**WRITTEN EXERCISE**
An exact copy of all the data is required, with pictures left out.
BEGIN DATA LINES
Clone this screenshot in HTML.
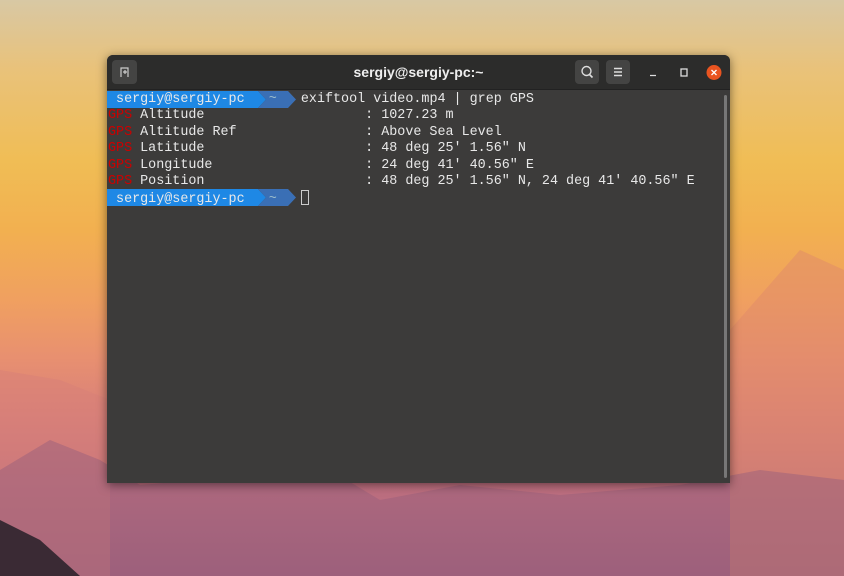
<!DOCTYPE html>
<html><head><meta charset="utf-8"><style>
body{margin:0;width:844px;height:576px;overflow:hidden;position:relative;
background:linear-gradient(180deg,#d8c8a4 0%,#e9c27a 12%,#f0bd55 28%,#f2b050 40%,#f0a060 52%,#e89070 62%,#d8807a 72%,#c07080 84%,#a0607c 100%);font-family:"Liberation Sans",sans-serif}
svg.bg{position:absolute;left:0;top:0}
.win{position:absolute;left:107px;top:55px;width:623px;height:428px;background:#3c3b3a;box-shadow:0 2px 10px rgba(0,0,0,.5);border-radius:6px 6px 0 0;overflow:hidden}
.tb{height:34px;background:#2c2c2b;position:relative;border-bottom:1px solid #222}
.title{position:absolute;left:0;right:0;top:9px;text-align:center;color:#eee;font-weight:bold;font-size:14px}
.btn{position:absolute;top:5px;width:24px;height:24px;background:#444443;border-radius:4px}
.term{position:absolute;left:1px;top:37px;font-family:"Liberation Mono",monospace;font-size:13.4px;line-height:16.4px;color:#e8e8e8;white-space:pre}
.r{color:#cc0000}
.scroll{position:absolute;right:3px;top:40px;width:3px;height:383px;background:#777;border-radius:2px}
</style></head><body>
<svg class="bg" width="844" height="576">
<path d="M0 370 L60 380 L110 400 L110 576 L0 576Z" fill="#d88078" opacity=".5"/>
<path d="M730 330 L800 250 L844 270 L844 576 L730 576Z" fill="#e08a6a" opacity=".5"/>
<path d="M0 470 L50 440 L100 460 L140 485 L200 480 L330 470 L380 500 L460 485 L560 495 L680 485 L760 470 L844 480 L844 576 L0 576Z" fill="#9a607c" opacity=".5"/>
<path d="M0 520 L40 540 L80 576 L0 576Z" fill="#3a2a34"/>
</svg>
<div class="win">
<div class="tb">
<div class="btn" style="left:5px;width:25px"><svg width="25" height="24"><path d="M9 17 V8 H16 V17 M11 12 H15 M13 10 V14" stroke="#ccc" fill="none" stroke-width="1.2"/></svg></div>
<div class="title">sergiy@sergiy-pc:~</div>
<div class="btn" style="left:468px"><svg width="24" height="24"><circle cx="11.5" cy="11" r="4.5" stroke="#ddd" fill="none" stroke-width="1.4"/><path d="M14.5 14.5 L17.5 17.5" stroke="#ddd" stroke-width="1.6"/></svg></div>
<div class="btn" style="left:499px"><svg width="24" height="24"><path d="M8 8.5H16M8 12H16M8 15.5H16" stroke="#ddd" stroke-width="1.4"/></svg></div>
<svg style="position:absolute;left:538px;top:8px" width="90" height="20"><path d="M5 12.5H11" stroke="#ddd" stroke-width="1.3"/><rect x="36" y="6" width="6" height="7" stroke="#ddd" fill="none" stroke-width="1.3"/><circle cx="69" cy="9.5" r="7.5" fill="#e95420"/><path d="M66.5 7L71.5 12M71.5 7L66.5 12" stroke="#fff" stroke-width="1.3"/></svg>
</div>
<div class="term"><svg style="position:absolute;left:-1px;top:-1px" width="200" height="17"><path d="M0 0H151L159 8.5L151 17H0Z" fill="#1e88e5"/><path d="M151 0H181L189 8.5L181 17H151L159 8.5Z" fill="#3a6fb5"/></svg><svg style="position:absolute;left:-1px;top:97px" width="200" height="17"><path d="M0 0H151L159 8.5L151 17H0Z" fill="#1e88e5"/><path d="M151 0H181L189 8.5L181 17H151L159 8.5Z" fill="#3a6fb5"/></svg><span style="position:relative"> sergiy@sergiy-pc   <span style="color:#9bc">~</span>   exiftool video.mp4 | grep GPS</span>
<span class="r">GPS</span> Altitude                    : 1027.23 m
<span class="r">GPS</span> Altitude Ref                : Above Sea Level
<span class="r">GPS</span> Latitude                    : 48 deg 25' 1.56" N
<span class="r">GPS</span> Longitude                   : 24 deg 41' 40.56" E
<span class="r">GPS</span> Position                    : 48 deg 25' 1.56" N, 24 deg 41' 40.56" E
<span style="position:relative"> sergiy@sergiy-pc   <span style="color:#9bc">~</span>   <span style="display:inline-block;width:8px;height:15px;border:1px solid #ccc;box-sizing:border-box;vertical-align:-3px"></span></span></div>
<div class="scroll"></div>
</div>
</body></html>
END DATA LINES
**SOLUTION TO THIS TASK**
Clone this screenshot in HTML.
<!DOCTYPE html>
<html><head><meta charset="utf-8"><style>
body{margin:0;width:844px;height:576px;overflow:hidden;position:relative;
background:linear-gradient(180deg,#d8c8a4 0%,#e9c27a 12%,#f0bd55 28%,#f2b050 40%,#f0a060 52%,#e89070 62%,#d8807a 72%,#c07080 84%,#a0607c 100%);font-family:"Liberation Sans",sans-serif}
svg.bg{position:absolute;left:0;top:0}
.win{position:absolute;left:107px;top:55px;width:623px;height:428px;background:#3c3b3a;box-shadow:0 2px 10px rgba(0,0,0,.5);border-radius:6px 6px 0 0;overflow:hidden}
.tb{height:34px;background:#2c2c2b;position:relative;border-bottom:1px solid #222}
.title{position:absolute;left:0;right:0;top:9px;text-align:center;color:#eee;font-weight:bold;font-size:14px}
.btn{position:absolute;top:5px;width:24px;height:24px;background:#444443;border-radius:4px}
.term{position:absolute;left:1px;top:37px;font-family:"Liberation Mono",monospace;font-size:13.4px;line-height:16.4px;color:#e8e8e8;white-space:pre}
.r{color:#cc0000}
.scroll{position:absolute;right:3px;top:40px;width:3px;height:383px;background:#777;border-radius:2px}
</style></head><body>
<svg class="bg" width="844" height="576">
<path d="M0 370 L60 380 L110 400 L110 576 L0 576Z" fill="#d88078" opacity=".5"/>
<path d="M730 330 L800 250 L844 270 L844 576 L730 576Z" fill="#e08a6a" opacity=".5"/>
<path d="M0 470 L50 440 L100 460 L140 485 L200 480 L330 470 L380 500 L460 485 L560 495 L680 485 L760 470 L844 480 L844 576 L0 576Z" fill="#9a607c" opacity=".5"/>
<path d="M0 520 L40 540 L80 576 L0 576Z" fill="#3a2a34"/>
</svg>
<div class="win">
<div class="tb">
<div class="btn" style="left:5px;width:25px"><svg width="25" height="24"><path d="M9 17 V8 H16 V17 M11 12 H15 M13 10 V14" stroke="#ccc" fill="none" stroke-width="1.2"/></svg></div>
<div class="title">sergiy@sergiy-pc:~</div>
<div class="btn" style="left:468px"><svg width="24" height="24"><circle cx="11.5" cy="11" r="4.5" stroke="#ddd" fill="none" stroke-width="1.4"/><path d="M14.5 14.5 L17.5 17.5" stroke="#ddd" stroke-width="1.6"/></svg></div>
<div class="btn" style="left:499px"><svg width="24" height="24"><path d="M8 8.5H16M8 12H16M8 15.5H16" stroke="#ddd" stroke-width="1.4"/></svg></div>
<svg style="position:absolute;left:538px;top:8px" width="90" height="20"><path d="M5 12.5H11" stroke="#ddd" stroke-width="1.3"/><rect x="36" y="6" width="6" height="7" stroke="#ddd" fill="none" stroke-width="1.3"/><circle cx="69" cy="9.5" r="7.5" fill="#e95420"/><path d="M66.5 7L71.5 12M71.5 7L66.5 12" stroke="#fff" stroke-width="1.3"/></svg>
</div>
<div class="term"><svg style="position:absolute;left:-1px;top:-1px" width="200" height="17"><path d="M0 0H151L159 8.5L151 17H0Z" fill="#1e88e5"/><path d="M151 0H181L189 8.5L181 17H151L159 8.5Z" fill="#3a6fb5"/></svg><svg style="position:absolute;left:-1px;top:97px" width="200" height="17"><path d="M0 0H151L159 8.5L151 17H0Z" fill="#1e88e5"/><path d="M151 0H181L189 8.5L181 17H151L159 8.5Z" fill="#3a6fb5"/></svg><span style="position:relative"> sergiy@sergiy-pc   <span style="color:#9bc">~</span>   exiftool video.mp4 | grep GPS</span>
<span class="r">GPS</span> Altitude                    : 1027.23 m
<span class="r">GPS</span> Altitude Ref                : Above Sea Level
<span class="r">GPS</span> Latitude                    : 48 deg 25' 1.56" N
<span class="r">GPS</span> Longitude                   : 24 deg 41' 40.56" E
<span class="r">GPS</span> Position                    : 48 deg 25' 1.56" N, 24 deg 41' 40.56" E
<span style="position:relative"> sergiy@sergiy-pc   <span style="color:#9bc">~</span>   <span style="display:inline-block;width:8px;height:15px;border:1px solid #ccc;box-sizing:border-box;vertical-align:-3px"></span></span></div>
<div class="scroll"></div>
</div>
</body></html>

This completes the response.